Objective:
Note how many lines hold "index" and report that number by itself.

Data provided:
/---
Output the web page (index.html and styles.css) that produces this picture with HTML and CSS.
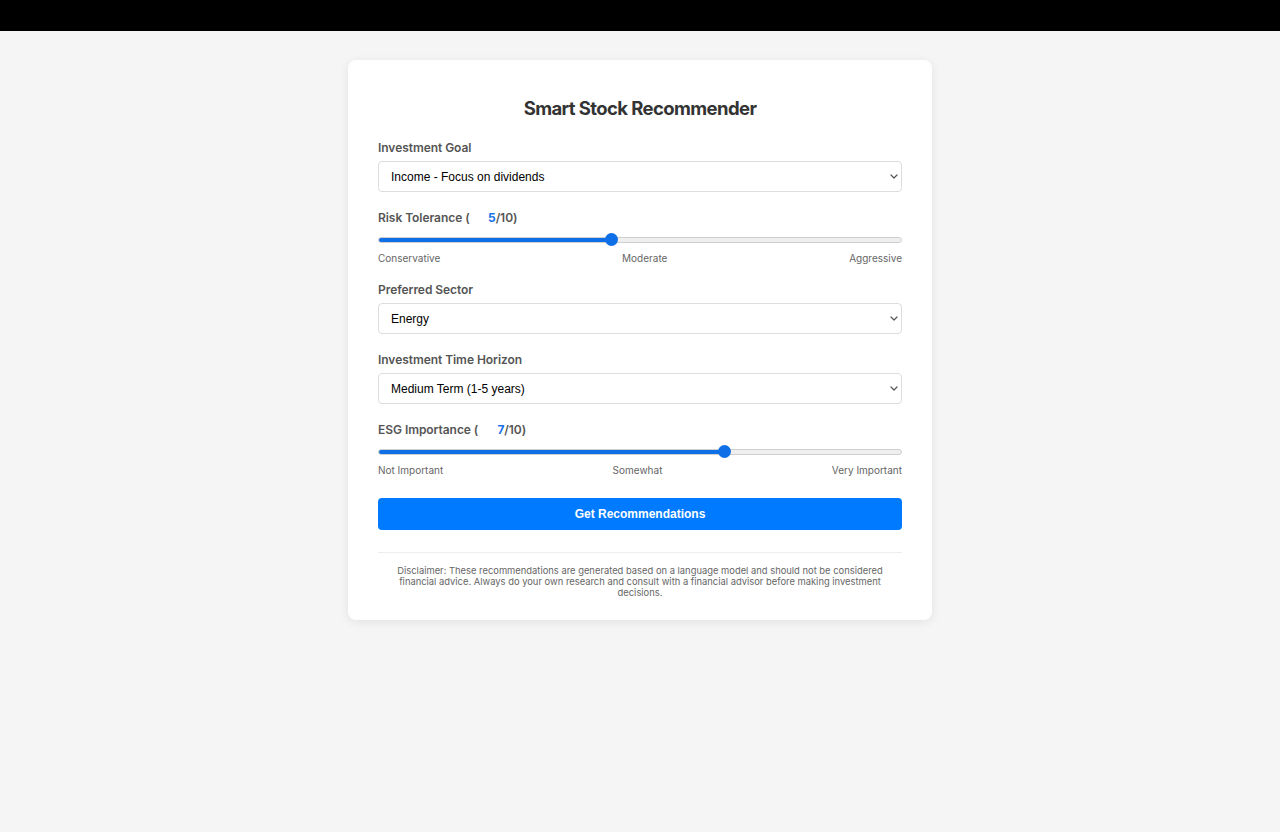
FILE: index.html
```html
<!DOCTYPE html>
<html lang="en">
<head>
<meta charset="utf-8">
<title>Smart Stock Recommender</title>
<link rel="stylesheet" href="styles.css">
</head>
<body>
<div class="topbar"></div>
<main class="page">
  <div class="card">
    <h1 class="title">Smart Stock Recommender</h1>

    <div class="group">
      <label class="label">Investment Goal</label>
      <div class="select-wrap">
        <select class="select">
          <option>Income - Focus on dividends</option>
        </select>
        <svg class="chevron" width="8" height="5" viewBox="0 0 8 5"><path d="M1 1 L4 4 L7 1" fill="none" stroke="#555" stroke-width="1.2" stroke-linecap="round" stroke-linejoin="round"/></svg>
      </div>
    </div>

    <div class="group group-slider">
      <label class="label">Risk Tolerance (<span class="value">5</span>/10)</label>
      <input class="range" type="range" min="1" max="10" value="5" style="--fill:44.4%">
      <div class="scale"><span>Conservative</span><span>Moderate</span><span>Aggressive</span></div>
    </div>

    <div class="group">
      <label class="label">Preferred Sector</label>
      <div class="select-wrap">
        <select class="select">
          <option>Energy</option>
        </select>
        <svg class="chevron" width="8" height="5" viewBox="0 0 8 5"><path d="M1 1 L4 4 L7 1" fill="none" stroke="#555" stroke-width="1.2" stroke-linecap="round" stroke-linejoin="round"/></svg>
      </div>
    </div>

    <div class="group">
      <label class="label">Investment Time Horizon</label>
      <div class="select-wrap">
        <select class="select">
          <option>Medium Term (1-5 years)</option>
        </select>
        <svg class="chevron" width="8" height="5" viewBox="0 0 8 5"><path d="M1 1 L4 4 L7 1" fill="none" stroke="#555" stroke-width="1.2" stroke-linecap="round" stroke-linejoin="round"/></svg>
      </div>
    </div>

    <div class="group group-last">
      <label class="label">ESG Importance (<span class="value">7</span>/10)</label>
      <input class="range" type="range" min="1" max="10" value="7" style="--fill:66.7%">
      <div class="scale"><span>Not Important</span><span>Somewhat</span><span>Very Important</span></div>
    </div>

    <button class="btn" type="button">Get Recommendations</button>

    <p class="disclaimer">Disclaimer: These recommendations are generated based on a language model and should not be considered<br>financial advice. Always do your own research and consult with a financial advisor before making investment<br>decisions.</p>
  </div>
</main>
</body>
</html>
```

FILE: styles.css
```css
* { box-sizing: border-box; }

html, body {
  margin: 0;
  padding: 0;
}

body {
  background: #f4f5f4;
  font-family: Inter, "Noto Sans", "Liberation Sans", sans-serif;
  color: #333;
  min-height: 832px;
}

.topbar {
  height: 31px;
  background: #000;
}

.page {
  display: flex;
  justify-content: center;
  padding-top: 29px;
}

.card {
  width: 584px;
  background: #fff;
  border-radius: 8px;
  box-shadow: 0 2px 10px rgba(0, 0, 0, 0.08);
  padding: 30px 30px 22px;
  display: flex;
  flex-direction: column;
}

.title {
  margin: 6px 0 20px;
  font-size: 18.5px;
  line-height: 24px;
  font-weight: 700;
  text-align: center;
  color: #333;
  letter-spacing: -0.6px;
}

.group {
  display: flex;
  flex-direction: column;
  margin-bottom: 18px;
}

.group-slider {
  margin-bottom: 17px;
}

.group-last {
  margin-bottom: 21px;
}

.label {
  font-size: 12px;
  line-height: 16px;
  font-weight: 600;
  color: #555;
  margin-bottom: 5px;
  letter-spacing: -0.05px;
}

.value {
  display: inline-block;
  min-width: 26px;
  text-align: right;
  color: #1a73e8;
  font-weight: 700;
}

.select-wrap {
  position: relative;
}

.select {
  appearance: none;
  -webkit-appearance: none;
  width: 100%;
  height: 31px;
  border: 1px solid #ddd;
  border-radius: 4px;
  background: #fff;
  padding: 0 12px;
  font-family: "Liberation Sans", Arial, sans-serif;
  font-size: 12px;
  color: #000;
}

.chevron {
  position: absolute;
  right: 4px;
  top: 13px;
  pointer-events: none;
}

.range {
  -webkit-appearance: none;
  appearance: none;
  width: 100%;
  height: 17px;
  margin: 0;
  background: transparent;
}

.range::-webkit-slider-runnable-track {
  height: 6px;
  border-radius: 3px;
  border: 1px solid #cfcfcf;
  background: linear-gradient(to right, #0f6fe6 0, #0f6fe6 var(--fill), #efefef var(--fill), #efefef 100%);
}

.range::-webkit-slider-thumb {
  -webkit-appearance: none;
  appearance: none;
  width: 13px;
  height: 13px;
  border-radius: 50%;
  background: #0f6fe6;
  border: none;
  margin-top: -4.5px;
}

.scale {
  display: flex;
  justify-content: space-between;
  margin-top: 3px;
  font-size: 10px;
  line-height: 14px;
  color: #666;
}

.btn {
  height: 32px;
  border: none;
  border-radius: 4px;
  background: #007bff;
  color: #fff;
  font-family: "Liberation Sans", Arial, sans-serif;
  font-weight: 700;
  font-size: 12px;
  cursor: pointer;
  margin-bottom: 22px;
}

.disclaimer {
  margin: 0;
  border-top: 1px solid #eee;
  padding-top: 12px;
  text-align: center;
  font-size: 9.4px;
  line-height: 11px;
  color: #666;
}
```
\---
Task solution:
2